Непримиримость | страница 36



На второе Герасимову была приготовлена вареная телятина, овощи на пару и немного белой рыбы, готовил обед старик Кузнецов, в прошлом агент охраны, большой кулинар, мастер на выдумки, пописывал стихи, кстати.

Заключив обед чашкой кофе (несмотря на запрет врача не мог отказать себе в этой маленькой радости), поднялся, отчего-то явственно вспомнил лицо мужчины с блокнотиками сидевшего рядом в зале судебного заседания, и чуть не ахнул господи, да уж не Доманский ли это?!

Срочно запросил формуляр, принесли вскорости, хоть внешность и изменена, но ведь соседом-то его был Дзержинский, кто ж еще?!

Вызвав наряд филеров, лично объяснил им, что брать будут одного из наиболее опасных преступников империи: поляк, гордыня, что русский снесет, то лях не простит, так что оружие держите наготове может отстреливаться, нужен живым, но если поймете, что уходит, бейте наповал.

На вечернее заседание Феликс Эдмундович не пришел, ибо, сидя в чайной на Литейном, заметил восемь филеров, топтавших здание суда; ничего, приговор можно получить у корреспондента «Тайма» Мити Сивкина, тем более что ждать открытой схватки в зале не приходится.
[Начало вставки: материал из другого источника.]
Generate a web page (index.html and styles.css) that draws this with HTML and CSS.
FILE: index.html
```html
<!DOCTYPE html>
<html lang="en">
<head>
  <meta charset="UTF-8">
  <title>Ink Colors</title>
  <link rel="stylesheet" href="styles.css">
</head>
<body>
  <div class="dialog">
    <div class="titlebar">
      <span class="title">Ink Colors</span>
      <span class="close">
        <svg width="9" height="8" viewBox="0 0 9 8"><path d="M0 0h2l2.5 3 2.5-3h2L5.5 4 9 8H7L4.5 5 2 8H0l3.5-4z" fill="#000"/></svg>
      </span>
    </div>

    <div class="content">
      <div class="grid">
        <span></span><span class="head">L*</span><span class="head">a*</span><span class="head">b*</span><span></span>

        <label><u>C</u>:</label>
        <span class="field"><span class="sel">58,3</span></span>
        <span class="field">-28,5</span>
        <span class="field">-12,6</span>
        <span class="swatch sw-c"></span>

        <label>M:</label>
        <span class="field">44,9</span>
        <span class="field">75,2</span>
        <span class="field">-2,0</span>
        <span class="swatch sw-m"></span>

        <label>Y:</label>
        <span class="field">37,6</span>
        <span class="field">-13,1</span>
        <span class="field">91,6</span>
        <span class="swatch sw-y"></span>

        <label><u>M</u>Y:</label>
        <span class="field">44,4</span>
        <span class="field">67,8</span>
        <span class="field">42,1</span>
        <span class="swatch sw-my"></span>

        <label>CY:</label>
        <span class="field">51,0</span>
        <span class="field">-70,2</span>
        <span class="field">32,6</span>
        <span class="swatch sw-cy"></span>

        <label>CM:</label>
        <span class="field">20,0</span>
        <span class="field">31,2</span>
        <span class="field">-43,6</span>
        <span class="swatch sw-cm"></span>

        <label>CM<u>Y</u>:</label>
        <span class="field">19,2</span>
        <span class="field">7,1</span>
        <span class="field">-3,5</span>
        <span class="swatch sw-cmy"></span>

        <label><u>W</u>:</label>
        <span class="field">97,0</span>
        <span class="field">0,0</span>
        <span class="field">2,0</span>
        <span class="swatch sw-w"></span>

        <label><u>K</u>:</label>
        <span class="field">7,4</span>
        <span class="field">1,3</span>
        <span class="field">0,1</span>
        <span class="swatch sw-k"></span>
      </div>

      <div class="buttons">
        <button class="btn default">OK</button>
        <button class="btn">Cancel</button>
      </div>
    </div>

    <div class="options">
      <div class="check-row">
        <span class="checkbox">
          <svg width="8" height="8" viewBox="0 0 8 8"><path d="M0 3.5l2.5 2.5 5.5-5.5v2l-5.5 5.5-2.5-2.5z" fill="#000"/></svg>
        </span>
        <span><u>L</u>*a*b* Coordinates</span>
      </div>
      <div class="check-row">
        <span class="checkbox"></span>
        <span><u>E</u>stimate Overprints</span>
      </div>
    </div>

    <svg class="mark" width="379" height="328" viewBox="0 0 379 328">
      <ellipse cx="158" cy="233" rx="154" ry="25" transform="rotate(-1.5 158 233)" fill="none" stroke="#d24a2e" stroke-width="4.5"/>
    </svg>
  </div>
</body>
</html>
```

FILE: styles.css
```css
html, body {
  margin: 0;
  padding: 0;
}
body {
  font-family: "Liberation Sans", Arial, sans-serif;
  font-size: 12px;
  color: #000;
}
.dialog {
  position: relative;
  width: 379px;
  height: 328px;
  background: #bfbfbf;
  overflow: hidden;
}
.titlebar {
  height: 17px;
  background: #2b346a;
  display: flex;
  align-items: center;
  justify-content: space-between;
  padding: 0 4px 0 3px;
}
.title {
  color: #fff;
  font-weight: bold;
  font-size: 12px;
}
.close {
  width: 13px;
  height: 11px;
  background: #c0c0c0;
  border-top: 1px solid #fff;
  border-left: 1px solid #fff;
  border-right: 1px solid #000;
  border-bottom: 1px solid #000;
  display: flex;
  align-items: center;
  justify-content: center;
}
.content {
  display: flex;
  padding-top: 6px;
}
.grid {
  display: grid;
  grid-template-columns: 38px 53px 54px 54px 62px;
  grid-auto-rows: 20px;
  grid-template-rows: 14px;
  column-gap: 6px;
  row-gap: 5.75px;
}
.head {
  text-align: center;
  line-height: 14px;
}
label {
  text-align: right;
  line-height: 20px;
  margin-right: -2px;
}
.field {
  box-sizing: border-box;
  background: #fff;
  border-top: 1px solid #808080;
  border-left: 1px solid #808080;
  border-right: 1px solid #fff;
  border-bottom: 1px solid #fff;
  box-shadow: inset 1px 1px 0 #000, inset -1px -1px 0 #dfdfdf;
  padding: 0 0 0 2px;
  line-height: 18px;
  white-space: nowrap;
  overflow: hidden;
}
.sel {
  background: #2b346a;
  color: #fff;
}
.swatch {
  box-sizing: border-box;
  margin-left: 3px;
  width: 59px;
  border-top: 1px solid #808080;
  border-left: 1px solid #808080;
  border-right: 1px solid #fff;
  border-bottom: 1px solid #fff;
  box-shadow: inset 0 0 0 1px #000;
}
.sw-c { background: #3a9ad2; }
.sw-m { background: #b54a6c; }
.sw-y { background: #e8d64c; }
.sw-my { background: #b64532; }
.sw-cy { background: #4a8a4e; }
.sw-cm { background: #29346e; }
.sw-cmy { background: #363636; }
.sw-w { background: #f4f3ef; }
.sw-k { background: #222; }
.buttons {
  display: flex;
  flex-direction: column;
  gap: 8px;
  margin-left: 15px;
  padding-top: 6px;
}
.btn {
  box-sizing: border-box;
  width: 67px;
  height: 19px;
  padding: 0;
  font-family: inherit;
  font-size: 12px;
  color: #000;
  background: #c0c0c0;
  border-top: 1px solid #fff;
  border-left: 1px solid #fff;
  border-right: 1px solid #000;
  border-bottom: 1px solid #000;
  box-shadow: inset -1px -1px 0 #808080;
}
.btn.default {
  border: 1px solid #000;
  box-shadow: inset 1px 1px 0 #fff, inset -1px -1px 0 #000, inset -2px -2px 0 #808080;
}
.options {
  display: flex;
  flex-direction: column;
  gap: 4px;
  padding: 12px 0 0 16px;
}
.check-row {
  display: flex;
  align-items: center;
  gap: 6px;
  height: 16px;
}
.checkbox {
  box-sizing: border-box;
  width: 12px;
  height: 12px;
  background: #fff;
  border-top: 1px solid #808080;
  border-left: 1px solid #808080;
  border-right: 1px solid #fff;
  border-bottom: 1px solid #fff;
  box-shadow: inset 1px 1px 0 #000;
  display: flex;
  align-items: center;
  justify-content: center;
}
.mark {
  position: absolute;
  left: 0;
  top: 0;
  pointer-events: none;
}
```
Дзержинский начал просматривать левые газеты, делать подчеркивания (поначалу было как-то стыдно марать написанное другим, — отчетливо представлял, что и его рукопись могут эдак же царапать). Особенно его интересовала позиция социалистов— революционеров в деле процесса над первой Думой, многие его друзья принадлежали к этой партии, — люди фанатично преданы идее, пусть ошибаются, — ставка на крестьянскую общину во время взлета машинной техники наивна, обрекает Россию на стремительное отставание от Запада, — но в главном, в том, что самодержавие должно быть сброшено, они союзники, а если так, то с ними надобно работать, как это ни трудно.

Дзержинский сидел возле окна, устроился за тем столиком, где стекло не было сплошь закрыто: навык конспиратора. Впрочем, и в детстве, в усадьбе папеньки, всегда норовил расположиться так, чтобы можно было любоваться закатами — они там были какие-то совершенно особые, зловещие, растекавшиеся сине-красным пожарищем по кронам близкого соснового леса…
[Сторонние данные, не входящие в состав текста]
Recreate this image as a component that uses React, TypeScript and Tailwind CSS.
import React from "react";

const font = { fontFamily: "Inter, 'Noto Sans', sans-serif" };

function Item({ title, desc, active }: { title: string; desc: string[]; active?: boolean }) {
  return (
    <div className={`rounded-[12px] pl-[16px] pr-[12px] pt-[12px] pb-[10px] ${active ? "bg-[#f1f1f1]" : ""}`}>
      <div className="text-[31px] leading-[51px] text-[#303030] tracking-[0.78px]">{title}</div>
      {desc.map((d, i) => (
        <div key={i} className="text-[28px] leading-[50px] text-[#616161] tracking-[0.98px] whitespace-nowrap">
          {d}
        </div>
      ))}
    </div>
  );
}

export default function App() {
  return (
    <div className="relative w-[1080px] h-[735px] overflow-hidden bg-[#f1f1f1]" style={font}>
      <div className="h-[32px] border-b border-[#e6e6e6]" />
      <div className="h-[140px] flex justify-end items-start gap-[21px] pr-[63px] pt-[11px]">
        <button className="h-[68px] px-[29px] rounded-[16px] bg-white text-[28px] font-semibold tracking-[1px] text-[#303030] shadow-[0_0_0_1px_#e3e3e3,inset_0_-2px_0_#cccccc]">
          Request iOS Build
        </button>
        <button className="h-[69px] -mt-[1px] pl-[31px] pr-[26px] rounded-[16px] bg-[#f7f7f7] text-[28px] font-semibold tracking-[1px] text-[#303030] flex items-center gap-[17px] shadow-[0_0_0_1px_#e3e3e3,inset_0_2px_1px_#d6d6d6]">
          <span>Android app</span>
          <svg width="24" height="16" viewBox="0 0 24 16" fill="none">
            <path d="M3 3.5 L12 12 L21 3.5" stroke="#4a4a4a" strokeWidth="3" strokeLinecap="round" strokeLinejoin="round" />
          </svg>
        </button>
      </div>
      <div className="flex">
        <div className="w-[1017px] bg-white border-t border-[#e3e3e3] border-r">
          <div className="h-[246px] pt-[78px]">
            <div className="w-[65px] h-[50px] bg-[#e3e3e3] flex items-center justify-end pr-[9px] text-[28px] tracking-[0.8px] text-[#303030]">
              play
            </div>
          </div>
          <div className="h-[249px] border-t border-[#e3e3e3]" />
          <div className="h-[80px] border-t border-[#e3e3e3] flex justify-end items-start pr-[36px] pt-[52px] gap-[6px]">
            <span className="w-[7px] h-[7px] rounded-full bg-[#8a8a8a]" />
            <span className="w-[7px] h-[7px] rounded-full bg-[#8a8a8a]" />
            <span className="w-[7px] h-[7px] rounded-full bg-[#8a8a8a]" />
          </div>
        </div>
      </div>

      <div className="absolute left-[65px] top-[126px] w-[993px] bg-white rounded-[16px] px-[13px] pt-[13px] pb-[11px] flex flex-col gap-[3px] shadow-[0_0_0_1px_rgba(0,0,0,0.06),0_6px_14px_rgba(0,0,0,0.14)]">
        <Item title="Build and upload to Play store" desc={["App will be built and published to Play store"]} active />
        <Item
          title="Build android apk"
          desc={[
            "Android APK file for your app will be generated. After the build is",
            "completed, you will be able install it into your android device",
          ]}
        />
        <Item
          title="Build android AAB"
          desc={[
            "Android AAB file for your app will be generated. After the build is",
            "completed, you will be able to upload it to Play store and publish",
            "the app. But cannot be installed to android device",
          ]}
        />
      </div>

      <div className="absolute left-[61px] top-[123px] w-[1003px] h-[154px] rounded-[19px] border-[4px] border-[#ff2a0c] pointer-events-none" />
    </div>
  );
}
Читал Дзержинский стремительно всегда любовался тем, как работал Ленин, — прямо-таки устремлялся в рукопись, писал летяще, правки делал стенографически споро, говорил быстро, атакующе — ничего общего с профессорской вальяжностью Плеханова, патриарх русского марксизма весьма и весьма думал о том какое впечатление оставит его появление на трибуне. Ленина не интересовала форма, он не страшился выглядеть задирой, дело, прежде всего дело, бог с ней с формой, мы же не сановники, прилежные привычному протоколу, мы практики революции, нам пристало думать о сути, а не любоваться своей многозначительностью со стороны, пусть этим упиваются старцы из Государственного совета.